Well, he could do three things: eat, watch film and lift weights. He added about 20 pounds of muscle to his upper body — he has been listed at 6 feet 6 inches and 190 pounds — which was a silver lining to an otherwise bleak off-season.
“I think he really enjoyed the process of getting bigger and stronger,” the assistant coach Miles Simon said. “You could tell, because he was always walking around without a shirt on.”
The added bulk has made Ball better on defense this season, Simon said, which is an underrated part of his game. But not having a full, healthy summer was a setback.
“In the N.B.A., there’s a lot of stuff you can do in the off-season where you really get better,” Miles said, “and he hasn’t had that yet.”
Still, the Lakers, who were 19-14 going into the Warriors game, are not necessarily in the long-term growth business, not when James is about to turn 34, in the thick of his prime, and wants to vie for championships soon-ish.

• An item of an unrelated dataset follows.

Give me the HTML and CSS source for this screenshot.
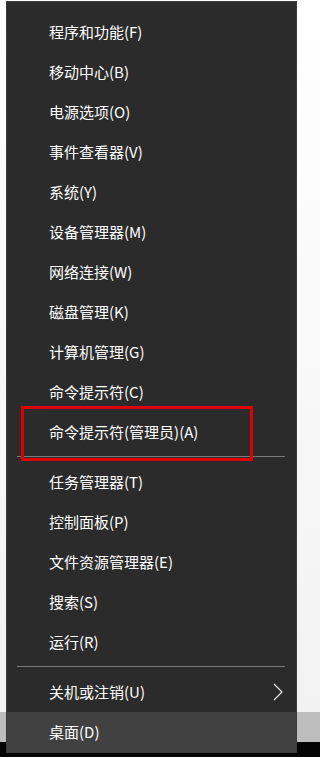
FILE: index.html
```html
<!DOCTYPE html>
<html lang="zh-CN">
<head>
<meta charset="utf-8">
<title>Win+X 菜单</title>
<link rel="stylesheet" href="styles.css">
</head>
<body>
<div class="screen">
  <div class="menu">
    <div class="item">程序和功能(F)</div>
    <div class="item">移动中心(B)</div>
    <div class="item">电源选项(O)</div>
    <div class="item">事件查看器(V)</div>
    <div class="item">系统(Y)</div>
    <div class="item">设备管理器(M)</div>
    <div class="item">网络连接(W)</div>
    <div class="item">磁盘管理(K)</div>
    <div class="item">计算机管理(G)</div>
    <div class="item">命令提示符(C)</div>
    <div class="item">命令提示符(管理员)(A)</div>
    <div class="sep"></div>
    <div class="item">任务管理器(T)</div>
    <div class="item">控制面板(P)</div>
    <div class="item">文件资源管理器(E)</div>
    <div class="item">搜索(S)</div>
    <div class="item">运行(R)</div>
    <div class="sep"></div>
    <div class="item has-sub">
      <span>关机或注销(U)</span>
      <svg class="chev" width="10" height="18" viewBox="0 0 10 18"><path d="M1 1 L9 9 L1 17" fill="none" stroke="#e6e6e6" stroke-width="1.2"/></svg>
    </div>
    <div class="item active">桌面(D)</div>
  </div>
  <div class="annot"></div>
</div>
</body>
</html>
```

FILE: styles.css
```css
html, body {
  margin: 0;
  padding: 0;
}
body {
  width: 305px;
  height: 757px;
  overflow: hidden;
  background: linear-gradient(to bottom, #ffffff 0, #f2f2f2 712px, #bdbdbd 712px, #bdbdbd 742px, #050505 742px);
  font-family: "Noto Sans CJK SC", "Noto Sans", sans-serif;
}
.screen {
  position: relative;
  width: 305px;
  height: 757px;
  padding-top: 1px;
  box-sizing: border-box;
}
.menu {
  margin-left: 6px;
  width: 291px;
  box-sizing: border-box;
  border: 1px solid #3c3c3c;
  background: #2b2b2b;
  padding-top: 10px;
}
.item {
  height: 40px;
  line-height: 40px;
  padding-left: 42px;
  padding-right: 13px;
  color: #ffffff;
  font-size: 15px;
  white-space: nowrap;
  display: flex;
  align-items: center;
  justify-content: space-between;
}
.item.active {
  background: #414141;
}
.sep {
  height: 10px;
  position: relative;
  margin: 0 11px 0 10px;
}
.sep::after {
  content: "";
  position: absolute;
  left: 0;
  right: 0;
  top: 4px;
  height: 1px;
  background: #7a7a7a;
}
.chev {
  display: block;
  margin-right: 0;
}
.annot {
  position: absolute;
  left: 21px;
  top: 406px;
  width: 232px;
  height: 55px;
  box-sizing: border-box;
  border: 3px solid #e00000;
}
```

Look no further than his comments last week about how much he would love to play with the likes of Anthony Davis, the New Orleans Pelicans’ All-Star center.
As for Ball, James has been supportive of him, full of praise for the young guard in his interactions with the news media and on social media — and that means something, for now.
“LeBron’s one of the best players ever to play the game, so I don’t think he’d lie just because I’m his teammate,” Ball said. “I think he really sees something in me.”